Monday, February 8, 2010
Being a wife to Stephen and a mother to Charlie and Piper is my calling in life. God has placed this on my heart as a full-time job and I love it! I don't want to be doing anything else. I am finding that no other job I've ever had has been more demanding or more rewarding. I am being taught, disciplined, blessed, spent, and renewed like never before. I learn more about God's precious grace and mercy every day.
God paints the Gospel in the everyday life of this momma so clearly! The evidence of our sin nature is there every day in my children, who are not yet saved, and then again in myself, who as a believer in Christ still struggle daily with walking in freedom from sin. I see so clearly my need for Jesus to do for me (and for my children) what we could never do for ourselves. And, in my discipline and forgiveness toward my children, I am reminded of how God lovingly disciplines us and forgives us when we disobey.

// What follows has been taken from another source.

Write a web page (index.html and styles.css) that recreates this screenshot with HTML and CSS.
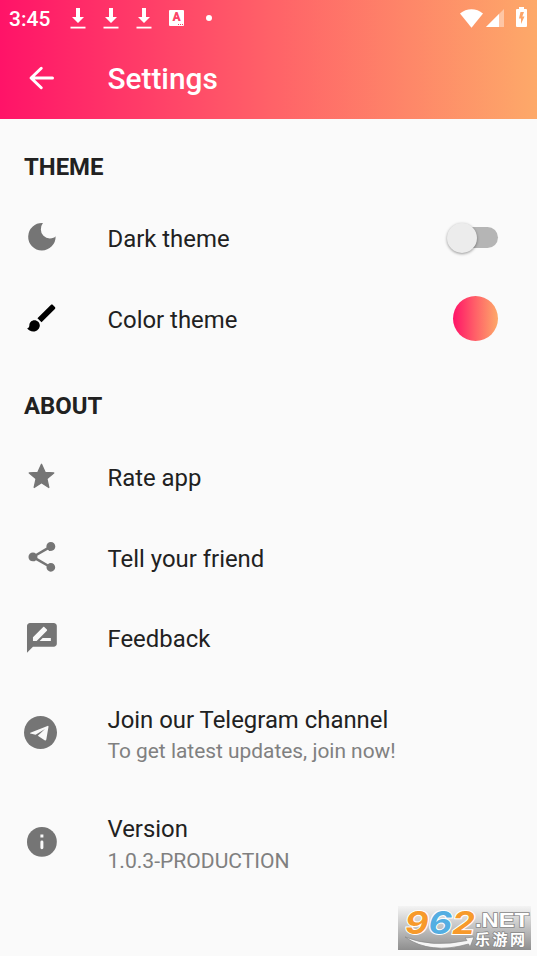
FILE: index.html
```
<!DOCTYPE html>
<html lang="en">
<head>
    <meta charset="UTF-8">
    <meta name="viewport" content="width=device-width, initial-scale=1.0">
    <title>Settings</title>
    <link rel="stylesheet" href="styles.css">
</head>
<body>
    <header class="header">
        <div class="status-bar">
            <span class="clock">3:45</span>
            <svg class="download" viewBox="0 0 16 21"><path d="M6 0h4v9h4l-6 6-6-6h4z"/><path d="M.5 18.7h15v1.8H.5z"/></svg>
            <svg class="download" viewBox="0 0 16 21"><path d="M6 0h4v9h4l-6 6-6-6h4z"/><path d="M.5 18.7h15v1.8H.5z"/></svg>
            <svg class="download" viewBox="0 0 16 21"><path d="M6 0h4v9h4l-6 6-6-6h4z"/><path d="M.5 18.7h15v1.8H.5z"/></svg>
            <span class="badge">A<i></i></span>
            <span class="dot"></span>
            <div class="system">
                <svg class="wifi" viewBox="0 0 23 19"><path d="M0 4.5C6.5-1.2 16.500-1.200 23 4.500L11.500 18.800z"/></svg>
                <svg class="signal" viewBox="0 0 18 18"><path d="M18 0v18H0z" opacity=".4"/><path d="M13 5v13H0z"/></svg>
                <svg class="battery" viewBox="0 0 11 20"><path fill-rule="evenodd" d="M3 0h5v2h2q1 0 1 1v16q0 1-1 1H1q-1 0-1-1V3q0-1 1-1h2zM4.500 5L3 11.500h2V17l3.500-7.500H6.300L8 5z"/></svg>
            </div>
        </div>
        <div class="toolbar">
            <svg class="back" viewBox="0 0 24 24"><path d="M19 12H5M11.500 5.500L4.700 12l6.800 6.500"/></svg>
            <h1>Settings</h1>
        </div>
    </header>

    <main>
        <h2>THEME</h2>
        <div class="row">
            <svg class="icon" viewBox="0 0 24 24"><path d="M12.700 2.700A9.200 9.200 0 1 0 21.200 11.600Q20.200 13 17.300 13A6 6 0 0 1 11.300 7Q11.300 4.500 12.700 2.700z"/></svg>
            <div class="label">Dark theme</div>
            <div class="switch"><span class="thumb"></span></div>
        </div>
        <div class="row">
            <svg class="icon brush" viewBox="0 0 24 24"><path d="M7 13.500c-1.900 0-3.400 1.500-3.400 3.400 0 1.310-.76 2.100-1.600 2.100.92 1.220 2.490 2.200 4.200 2.200 2.600 0 4.400-1.990 4.400-4.200 0-1.900-1.600-3.500-3.600-3.500zm13.710-8.870l-1.340-1.340c-.39-.39-1.020-.39-1.410 0L9 12.250 11.750 15l8.960-8.960c.39-.39.39-1.020 0-1.410z"/></svg>
            <div class="label">Color theme</div>
            <div class="color"></div>
        </div>

        <h2>ABOUT</h2>
        <div class="row about">
            <svg class="icon star" viewBox="0 0 24 24"><path stroke-width="1" stroke-linejoin="round" d="M12 16.770l5.680 3.730-1.510-6.760L21.500 9.300l-6.700-.57L12 2.500 9.200 8.730l-6.700.57 5.330 4.440L6.320 20.500z"/></svg>
            <div class="label">Rate app</div>
        </div>
        <div class="row about">
            <svg class="icon" viewBox="0 0 24 24"><path d="M18 16.080c-.76 0-1.440.3-1.960.77L8.910 12.700c.05-.23.09-.46.09-.7s-.04-.47-.09-.7l7.050-4.110c.54.5 1.250.81 2.040.81 1.660 0 3-1.340 3-3s-1.340-3-3-3-3 1.340-3 3c0 .24.04.47.09.7L8.040 9.810C7.500 9.310 6.790 9 6 9c-1.660 0-3 1.340-3 3s1.340 3 3 3c.79 0 1.500-.31 2.040-.81l7.120 4.160c-.05.21-.08.43-.08.65 0 1.610 1.310 2.920 2.920 2.920s2.920-1.310 2.920-2.920-1.310-2.920-2.920-2.920z"/></svg>
            <div class="label">Tell your friend</div>
        </div>
        <div class="row about">
            <svg class="icon" viewBox="0 0 24 24"><path d="M20 2H4c-1.100 0-1.990.9-1.990 2L2 22l4-4h14c1.100 0 2-.9 2-2V4c0-1.100-.9-2-2-2zM6 14v-2.470l6.880-6.880c.2-.2.51-.2.71 0l1.770 1.770c.2.2.2.51 0 .71L8.470 14H6zm12 0h-7.500l2-2H18v2z"/></svg>
            <div class="label">Feedback</div>
        </div>
        <div class="row tall">
            <svg class="icon telegram" viewBox="0 0 33 33"><circle cx="16.500" cy="16.500" r="16.500"/><path class="cut" d="M6.300 16.700L23.500 9.900Q24.600 9.500 24.500 10.800L22.300 23.600Q22 25 20.600 24.300L13.800 19.700 21 12.900 11.600 18.700 6.300 17.500Q5.500 17.100 6.300 16.700z"/></svg>
            <div class="label">Join our Telegram channel<small>To get latest updates, join now!</small></div>
        </div>
        <div class="row tall">
            <svg class="icon" viewBox="0 0 24 24"><circle cx="12" cy="12" r="10"/><path class="cut" d="M11 7h2v2h-2zM12 11q1 0 1 1v4q0 1-1 1t-1-1v-4q0-1 1-1z"/></svg>
            <div class="label">Version<small class="version">1.0.3-PRODUCTION</small></div>
        </div>
    </main>

    <svg class="watermark" viewBox="0 0 133 44">
        <defs>
            <linearGradient id="plate" x1="0" y1="0" x2="0" y2="1">
                <stop offset="0" stop-color="#f4f4f4"/>
                <stop offset="1" stop-color="#8e8e8e"/>
            </linearGradient>
        </defs>
        <rect width="133" height="44" fill="url(#plate)"/>
        <path class="swoosh" d="M7 31Q34 42 69 34.500L67 32 76 31 72 41 70.500 38Q32 49 7 31z"/>
        <text class="digits" x="7" y="27.500" textLength="70" lengthAdjust="spacingAndGlyphs">9<tspan class="blue">6</tspan>2</text>
        <text class="net" x="77" y="21" textLength="54" lengthAdjust="spacingAndGlyphs">.NET</text>
        <text class="cn" x="77" y="39" textLength="50">乐游网</text>
    </svg>
</body>
</html>
```
FILE: styles.css
```
body {
    margin: 0;
    height: 956px;
    position: relative;
    overflow: hidden;
    background-color: #fafafa;
    color: #212121;
    font-family: Roboto, "Noto Sans CJK SC", sans-serif;
}

h1, h2 {
    margin: 0;
}

.header {
    height: 119px;
    margin-bottom: 0.5px;
    background: linear-gradient(to right, #ff1368, #ff6168 50%, #fda969);
    color: white;
    fill: white;
}

.status-bar {
    display: flex;
    align-items: center;
    height: 36px;
    padding: 0 10px 0 9px;
}

.clock {
    width: 61px;
    font-size: 21px;
    font-weight: 500;
    padding-top: 2px;
}

.download {
    width: 16px;
    height: 21px;
    margin-right: 17px;
}

.badge {
    position: relative;
    width: 15px;
    height: 16px;
    border-radius: 1px;
    background-color: white;
    color: #fb4468;
    font-size: 12px;
    font-weight: 900;
    line-height: 15px;
    text-align: center;
}

.badge i {
    position: absolute;
    right: 1px;
    bottom: 1px;
    width: 5px;
    border-bottom: 1px dotted #fb4468;
}

.dot {
    width: 6px;
    height: 6px;
    margin-left: 22px;
    border-radius: 50%;
    background-color: white;
}

.system {
    display: flex;
    align-items: center;
    margin-left: auto;
}

.wifi {
    width: 23px;
    height: 19px;
    margin-right: 3px;
}

.signal {
    width: 18px;
    height: 18px;
    margin-right: 12px;
}

.battery {
    width: 11px;
    height: 20px;
    margin-top: -2px;
}

.toolbar {
    display: flex;
    align-items: center;
    height: 83px;
    padding-left: 24px;
}

.back {
    width: 36px;
    height: 36px;
    margin-right: 47.5px;
    fill: none;
    stroke: white;
    stroke-width: 2;
    stroke-linecap: round;
    stroke-linejoin: round;
}

h1 {
    font-size: 29.8px;
    font-weight: 500;
    padding-top: 1px;
}

h2 {
    height: 78.5px;
    padding: 33px 24px 0;
    box-sizing: border-box;
    font-size: 23.9px;
    font-weight: 700;
    line-height: 28px;
}

.row {
    display: flex;
    align-items: center;
    height: 80.5px;
    padding: 0 39.5px 0 24px;
}

.row.tall {
    height: 109.5px;
}

.icon {
    width: 35.8px;
    height: 35.8px;
    margin-right: 47.7px;
    margin-top: -2px;
    fill: #757575;
}

.icon.brush {
    fill: black;
}

.icon.star {
    width: 31px;
    height: 31px;
    margin-left: 2.4px;
    margin-right: 50.1px;
    stroke: #757575;
}

.icon.telegram {
    width: 33px;
    height: 33px;
    margin-right: 50.5px;
}

.cut {
    fill: #fafafa;
}

.label {
    flex: 1;
    padding-top: 3px;
    font-size: 23.9px;
    line-height: 31px;
}

.about .label {
    padding-top: 2px;
}

.tall .label {
    padding-top: 4px;
}

.label small {
    display: block;
    font-size: 20.9px;
    color: #808080;
}

.label .version {
    font-size: 21.1px;
}

.switch {
    display: flex;
    align-items: center;
    width: 45px;
    height: 21px;
    margin-top: -1px;
    border-radius: 11px;
    background-color: #b5b5b5;
}

.thumb {
    width: 30px;
    height: 30px;
    margin-left: -6px;
    border-radius: 50%;
    background-color: #ececec;
    box-shadow: 0 1px 3px rgba(0, 0, 0, 0.4);
}

.color {
    width: 45px;
    height: 45px;
    margin-top: -1px;
    border-radius: 50%;
    background: linear-gradient(to right, #ff1368, #ff6168 50%, #fda969);
}

.watermark {
    position: absolute;
    left: 398px;
    top: 906px;
    width: 133px;
    height: 44px;
}

.digits {
    font: italic 700 31px Inter, sans-serif;
    fill: #f79a2b;
    stroke: white;
    stroke-width: 2px;
    paint-order: stroke;
}

.digits .blue {
    fill: #54aee2;
}

.net, .cn {
    font: 700 20px "Liberation Sans", sans-serif;
    fill: white;
    stroke: #888;
    stroke-width: 1.5px;
    paint-order: stroke;
}

.cn {
    font: 700 15px "Noto Sans CJK SC", sans-serif;
}

.swoosh {
    fill: #f5f5f5;
    stroke: #888;
    stroke-width: 0.7px;
}
```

When Charlie acts against something he's been taught, I have to correct him, but I don't say "Great, now you've ruined it and I can never love you again." No, I just correct him, forgive him, and we move on with all the love I can give still available to him. That is such a beautiful picture of what God does for us. We disobey, our sin is punished (or has been in Christ), God forgives us (because of what Christ has done), and every bit of God's love is still offered and available to us! We just move on! Praise the Lord! I love that God's Truth is everywhere. He is so good to give us reminder after reminder of His grace and His love. Thank you Lord!
I'll have to practice at this, but expressing my thoughts and what God is teaching me is something that I've been wanting to do for a while now...the lessons are too good to keep to myself! I don't have any unrealistic expectations of being the best thing you've ever read or anything like that, but if even one person is encouraged or helped in any way from reading this, my transparency will be worth it. I'll leave you this time with a summary from God's word of what He's been showing me lately:
My flesh and my heart may fail, but God is the strength of my heart and my portion forever. (psalm 73:26)
What words of encouragement for a momma! Many more thoughts to come...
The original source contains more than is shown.